15. How does bidder ensure that the bid has been successfully entered?
An acknowledgement number will be generated against each bid entered by the participant to identify the bidding details inputted by them.
16. Who is an underwriter?
An underwriter, for the purpose Electronic Book Mechanism, shall be an arranger who on behalf of its investors places consolidated bids and does not intend to take such debt securities on its books. In such cases, the funds get transferred from the investors account and securities get credited in the investors account directly.
Further, the definition of underwriter as provided in the Regulation 2 (F) of SEBI (underwriters) Regulations, 1993, shall not applicable for the purpose Electronic Book Mechanism.
17. What is a consolidated bid and who can place these bids?
The Arranger has an option to put consolidated bids on behalf of its investors, however these investors shall be identified as eligible bidders/participants in terms of the EBP Circular. The details of the investors, on whose behalf the bids were placed, shall be disclosed post finalization and closure of the bidding but before allotment. Arranger’s proprietary bids can also form part of the consolidated bids apart from bids on behalf of their investors.
18. Will the bidder be able to modify/ cancel the bid?
Yes, the bidder may modify/ cancel the bid during the bidding period.
19. Will the bid details be displayed by EBP?

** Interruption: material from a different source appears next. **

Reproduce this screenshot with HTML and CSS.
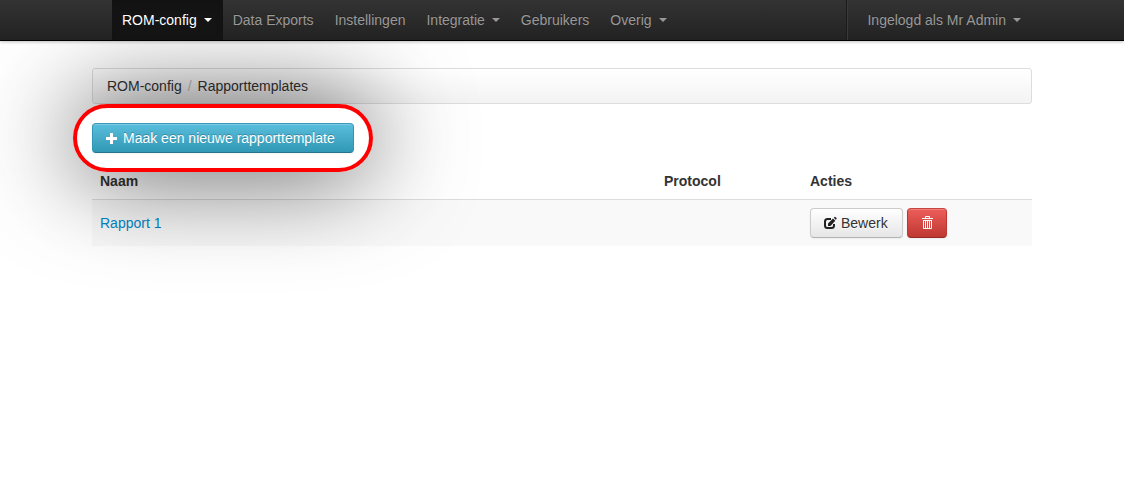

EBP at the end of bidding time window, shall on an anonymous basis only, disclose the aggregate volume data providing yield/price, amount of bids including the amount of over-subscription, total bids received, rating and category of investors.
20. Will the details be available on EBP website post allotment?
EBP shall upload on its website details like coupon rate, yield, credit rating, category of investors, amount raised etc. However, such details shall be disclosed on anonymous basis.